After a night of much drunkeness, friend 'X' crashes with a drinking pal 'Y' (subject of another blog down the road), at another friend's 'Z' house. (Note: I am not part of this night of drunkeness--I'm an old boring guy who stayed in that night.)
X and Y end up making out and having 'happy fun times' that night EVEN THOUGH a 'pillow barrier' had been erected by X between them to keep both X and Y honest & pure. (Note: the pillow barrier's effectiveness has not proven well with either X or Y.)

I go to pick X up for church the next morning. Later, walking to brunch, I notice that his hand is VERY orange--disturbingly orange--like a rash gone REALLY bad.

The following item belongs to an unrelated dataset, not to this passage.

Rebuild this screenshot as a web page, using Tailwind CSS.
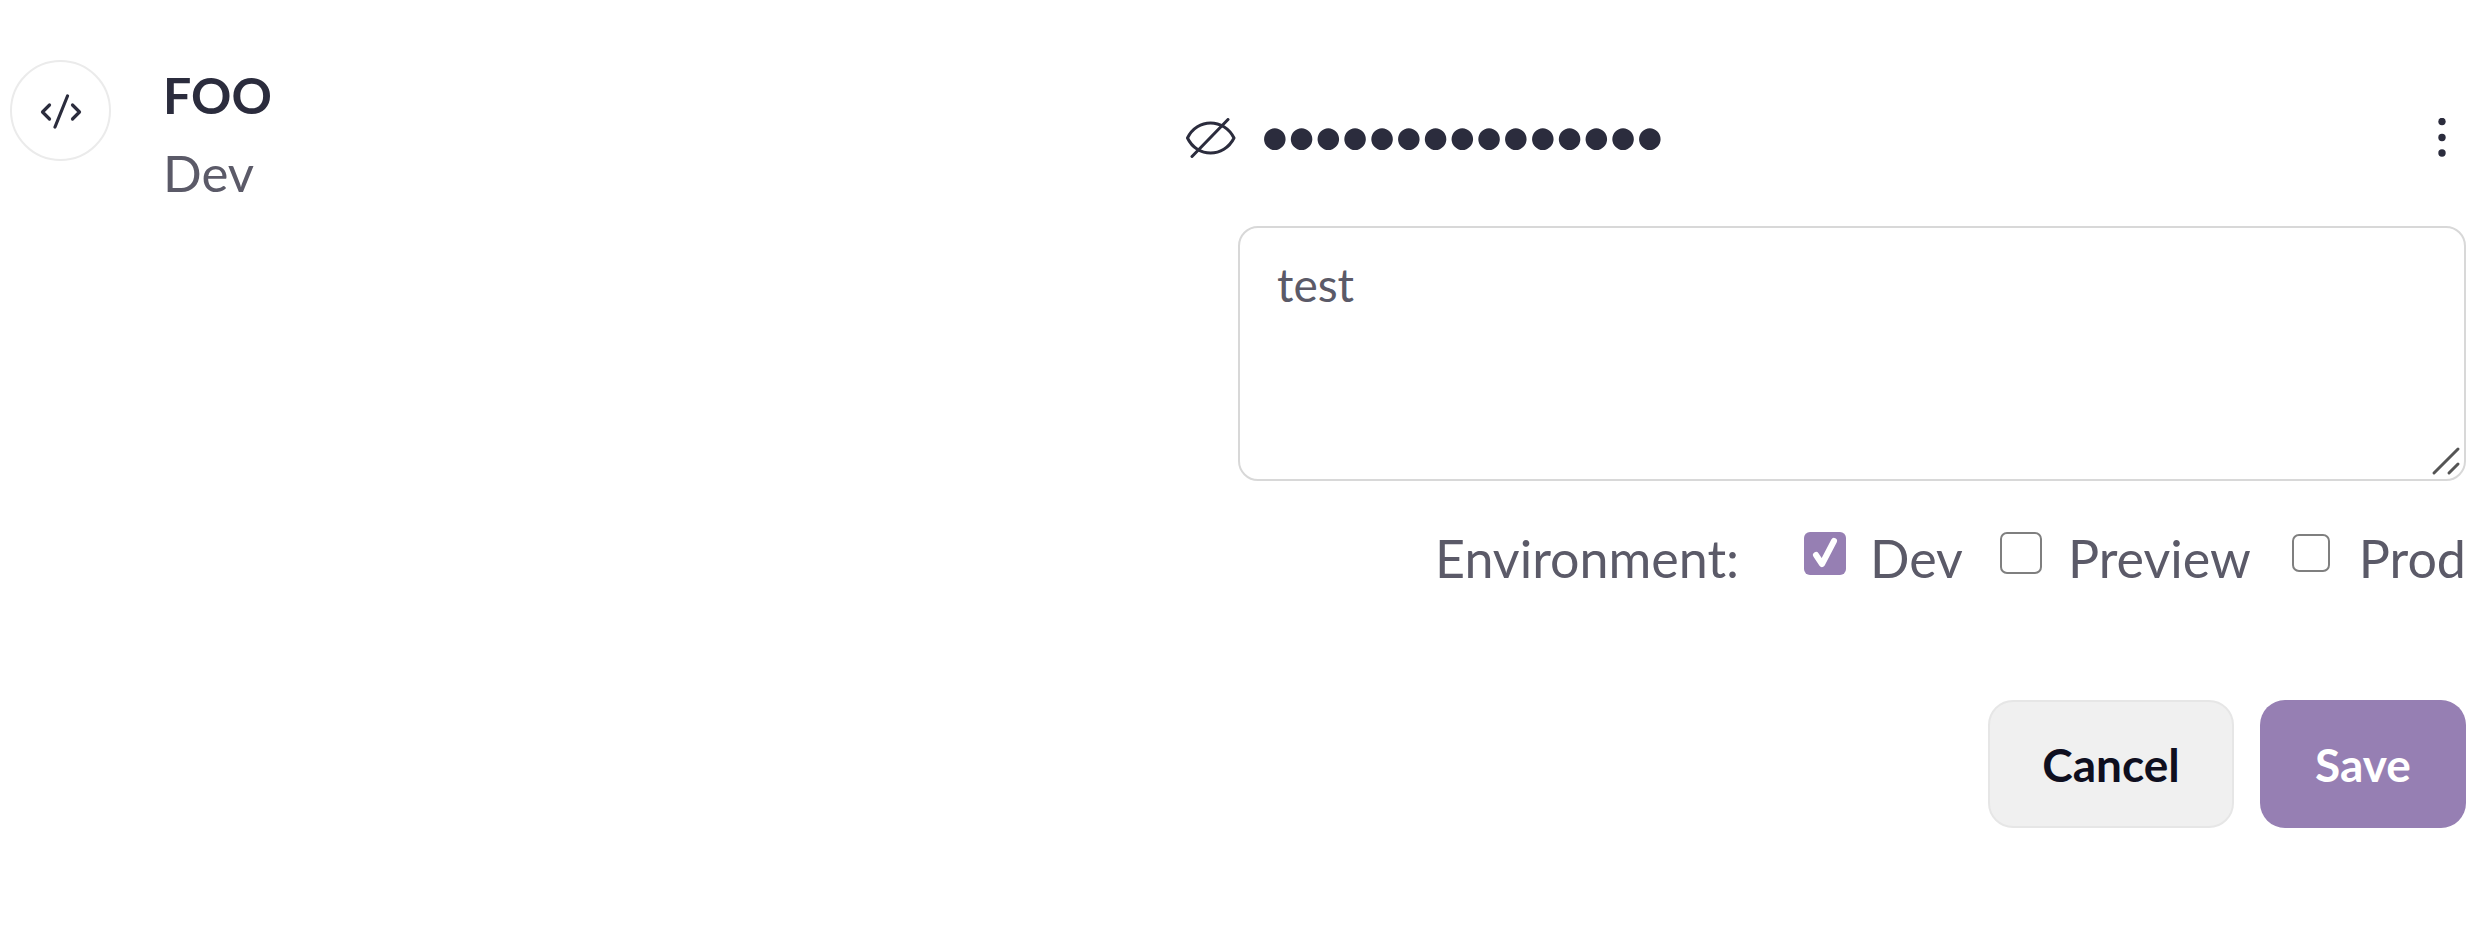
<!DOCTYPE html>
<html>
<head>
    <title>Secrets</title>
    <script src="https://cdn.jsdelivr.net/npm/@tailwindcss/browser@4"></script>
</head>
<body class="bg-white h-screen overflow-hidden font-['Lato',sans-serif]">
    <div class="flex justify-between pl-[10px] pr-[10px] pt-[60px]">
        <!-- Name -->
        <div class="flex gap-[52px]">
            <div class="w-[101px] h-[101px] rounded-full border-2 border-[#ebebeb] flex items-center justify-center">
                <svg width="42" height="36" viewBox="0 0 42 36" fill="none" stroke="#2b2c3d" stroke-width="3.2" stroke-linecap="round" stroke-linejoin="round">
                    <path d="M9.5 12 L2.5 19 L9.5 26"/>
                    <path d="M32.5 12 L39.5 19 L32.5 26"/>
                    <path d="M27.5 3 L15 34"/>
                </svg>
            </div>
            <div>
                <p class="text-[50px] leading-[60px] font-bold text-[#2b2c3d] mt-[5px]">FOO</p>
                <p class="text-[51px] leading-[60px] text-[#5b5a68] mt-[18px]">Dev</p>
            </div>
        </div>

        <!-- Secret form -->
        <div class="w-[1280px] flex flex-col items-end">
            <div class="w-full flex items-center h-[56px] mt-[50px] pr-[20px]">
                <svg width="50" height="40" viewBox="0 0 50 40" fill="none" stroke="#2b2c3d" stroke-width="3" stroke-linecap="round" stroke-linejoin="round">
                    <path d="M1.5 20 C11 0 38 0 48 20 C38 40 11 40 1.5 20 Z"/>
                    <path d="M42 1.5 L6 38.5"/>
                </svg>
                <span class="ml-[22px] -mt-[7px] text-[58px] leading-[56px] tracking-[-6.85px] text-[#2b2c3d]">•••••••••••••••</span>
                <svg class="ml-auto" width="8" height="40" viewBox="0 0 8 40" fill="#2b2c3d">
                    <circle cx="4" cy="3.5" r="3.7"/>
                    <circle cx="4" cy="19.5" r="3.7"/>
                    <circle cx="4" cy="35" r="3.7"/>
                </svg>
            </div>
            <div class="relative mt-[60px] w-[1228px] h-[255px] rounded-[20px] border-2 border-[#d8d8d8] px-[37px] py-[29px] text-[46px] leading-[56px] text-[#5b5a68]">
                test
                <svg class="absolute right-[3px] bottom-[3px]" width="30" height="30" viewBox="0 0 30 30" stroke="#555" stroke-width="3" stroke-linecap="round">
                    <path d="M3 27 L27 3"/>
                    <path d="M18 27 L27 18"/>
                </svg>
            </div>
            <div class="flex items-center mt-[55px] h-[44px] text-[52px] text-[#5b5a68]">
                <span class="mr-[65px]">Environment:</span>
                <span class="w-[42px] h-[43px] rounded-[6px] bg-[#967fb3] flex items-center justify-center mr-[24px] mb-[10px]">
                    <svg width="30" height="34" viewBox="0 0 30 34" fill="none" stroke="#fff" stroke-width="6" stroke-linecap="round" stroke-linejoin="round">
                        <path d="M6 19 L12 28 L24 5"/>
                    </svg>
                </span>
                <span class="mr-[37px]">Dev</span>
                <span class="w-[42px] h-[42px] rounded-[7px] border-2 border-[#7f7f7f] mr-[26px] mb-[10px]"></span>
                <span class="mr-[41px]">Preview</span>
                <span class="w-[38px] h-[38px] rounded-[7px] border-2 border-[#7f7f7f] mr-[29px] mb-[10px]"></span>
                <span>Prod</span>
            </div>
            <div class="flex gap-[26px] mt-[120px]">
                <button class="w-[246px] h-[128px] rounded-[25px] border-2 border-[#e6e6e6] bg-[#f0f0f0] text-[46px] font-bold text-[#0f0f1f]">Cancel</button>
                <button class="w-[206px] h-[128px] rounded-[25px] bg-[#967fb3] text-[46px] font-bold text-white">Save</button>
            </div>
        </div>
    </div>
</body>
</html>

Me: What's wrong with your hand?
X: I made out with Y last night when we crashed at Z's.
Me: The pillow barrier didn't work again?
X: Yup.

Me: So what did you do to your hand?
X: I borrowed some lotion from the nightstand and didn't read it well.
Me: Self-tanning lotion?
X: Yup.

A friend couple is going to brunch with us.
As we're walking to brunch, Kevin looks over at X's hands.

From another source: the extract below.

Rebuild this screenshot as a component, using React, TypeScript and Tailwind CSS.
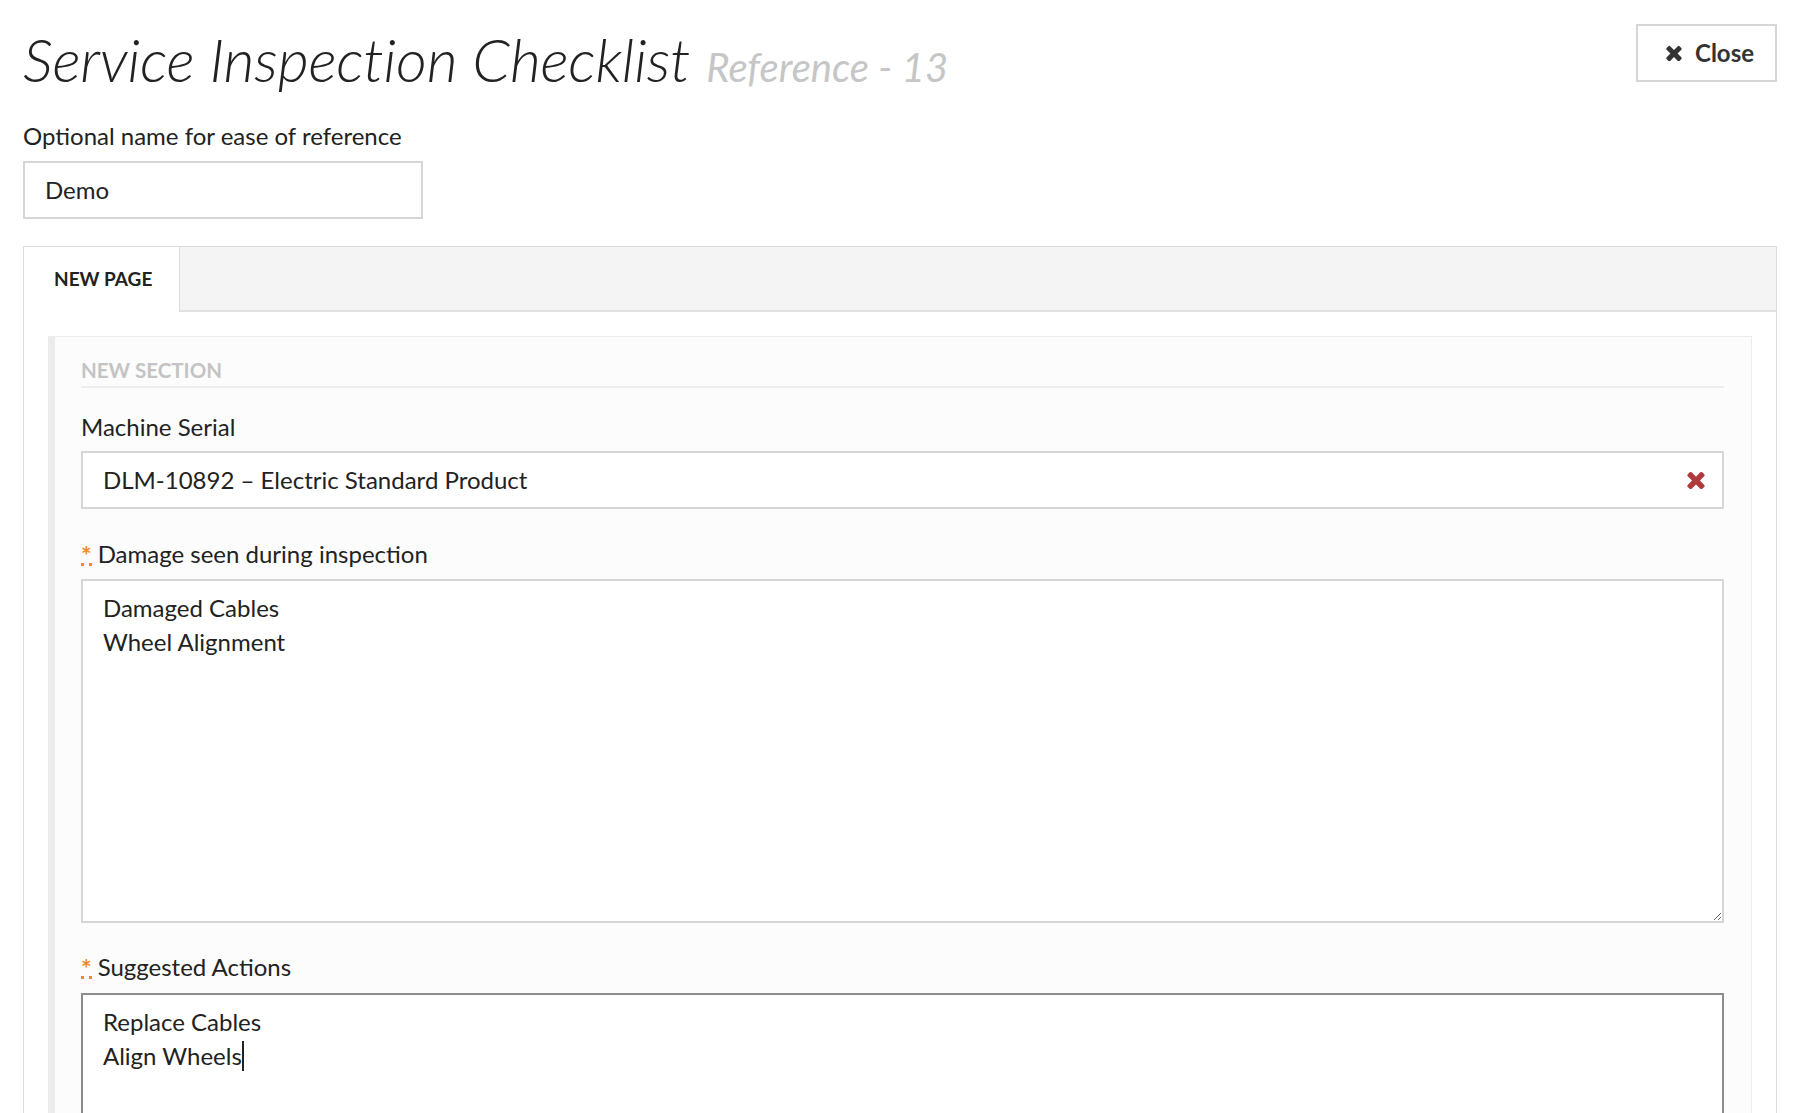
import React from "react";

const font = "font-['Lato','Liberation_Sans',sans-serif]";

// font-awesome style "times" glyph
function TimesIcon({ className }: { className?: string }) {
  return (
    <svg viewBox="105 300 1200 1235" className={className} fill="currentColor">
      <path d="M1298 1322q0 40-28 68l-136 136q-28 28-68 28t-68-28l-294-294-294 294q-28 28-68 28t-68-28l-136-136q-28-28-28-68t28-68l294-294-294-294q-28-28-28-68t28-68l136-136q28-28 68-28t68 28l294 294 294-294q28-28 68-28t68 28l136 136q28 28 28 68t-28 68l-294 294 294 294q28 28 28 68z" />
    </svg>
  );
}

function Required() {
  return (
    <abbr
      title="required"
      className="no-underline inline-block text-[25px] font-bold text-[#ee8a2a] border-b-[3px] border-dotted border-[#ee8a2a] leading-[16px] h-[19px] mr-[6px] align-top mt-[10px]"
    >
      *
    </abbr>
  );
}

export default function App() {
  return (
    <div className={`${font} min-h-screen w-full bg-white text-[#222] px-[23px] pt-[23px] pb-10`}>
      {/* header */}
      <div className="flex items-start justify-between">
        <h1 className="flex items-baseline leading-[72px]">
          <span className="text-[60px] font-light italic text-[#222] tracking-[-0.2px]">
            Service Inspection Checklist
          </span>
          <span className="ml-[16px] text-[40px] italic text-[#c6c6c6]">
            Reference - 13
          </span>
        </h1>
        <button className="mt-[1px] h-[58px] w-[141px] border-2 border-[#d6d6d6] bg-white flex items-center pl-[28px] gap-[13px] text-[24px] font-bold text-[#333]">
          <TimesIcon className="w-[16px] h-[16px]" />
          Close
        </button>
      </div>

      {/* name field */}
      <label className="block mt-[16px] text-[24px] leading-[33px] text-[#222]">
        Optional name for ease of reference
      </label>
      <div className="mt-[9px] w-[400px] h-[58px] border-2 border-[#d6d6d6] flex items-center px-[20px] text-[24px] text-[#222]">
        Demo
      </div>

      {/* tabs container */}
      <div className="mt-[27px] border border-[#dcdcdc]">
        <div className="flex h-[65px] bg-[#f4f4f4] border-b-2 border-[#e2e2e2]">
          <div className="bg-white h-[65px] w-[156px] border-r border-[#dcdcdc] flex items-center pl-[30px] text-[19px] font-bold text-[#222]">
            NEW PAGE
          </div>
        </div>

        <div className="p-[24px] pt-[24px]">
          <div className="bg-[#fcfcfc] border border-[#ececec] border-l-[7px] border-l-[#ececec] pl-[26px] pr-[27px] pt-[21px] pb-10">
            <div className="text-[20.5px] leading-[24px] font-bold text-[#c4c4c4] pb-[4px] border-b-2 border-[#ededed]">
              NEW SECTION
            </div>

            <label className="block mt-[22px] text-[24px] leading-[33px] text-[#222]">
              Machine Serial
            </label>
            <div className="mt-[8px] h-[58px] border-2 border-[#d6d6d6] bg-white flex items-center justify-between pl-[20px] pr-[17px] text-[24px] text-[#222]">
              <span>DLM-10892 – Electric Standard Product</span>
              <TimesIcon className="w-[18px] h-[18px] text-[#b0393b]" />
            </div>

            <label className="block mt-[28px] text-[24px] leading-[33px] text-[#222]">
              <Required />
              Damage seen during inspection
            </label>
            <textarea
              readOnly
              defaultValue={"Damaged Cables\nWheel Alignment"}
              className={`${font} block mt-[9px] w-full h-[344px] border-2 border-[#d6d6d6] bg-white px-[20px] pt-[10px] text-[24px] leading-[34px] text-[#222] outline-none resize-y`}
            />

            <label className="block mt-[27px] text-[24px] leading-[33px] text-[#222]">
              <Required />
              Suggested Actions
            </label>
            <div className="mt-[10px] h-[344px] border-2 border-[#8c8c8c] bg-white px-[20px] pt-[10px] text-[24px] leading-[34px] text-[#222]">
              <div>Replace Cables</div>
              <div className="flex items-center">
                Align Wheels
                <span className="inline-block w-[2px] h-[30px] bg-[#222]" />
              </div>
            </div>
          </div>
        </div>
      </div>
    </div>
  );
}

Kevin: It looks like you made love to a cheeto.
X: I know, it's bad, isn't it?

I'm kind of glad I stayed in that night and went to church the next day.
I wonder if Y will panic when he sees his cheeto?
I wonder what Z will do with those sheets?

1 comment:

Fancy Pants said...

Oh boy. Yeh, pillow barriers aren't always effective.

Btw, sorry bout the politics thing, geez, I feel like I tried to school ya or something. Please ignore it, I was bored at work and that leads to terrible things!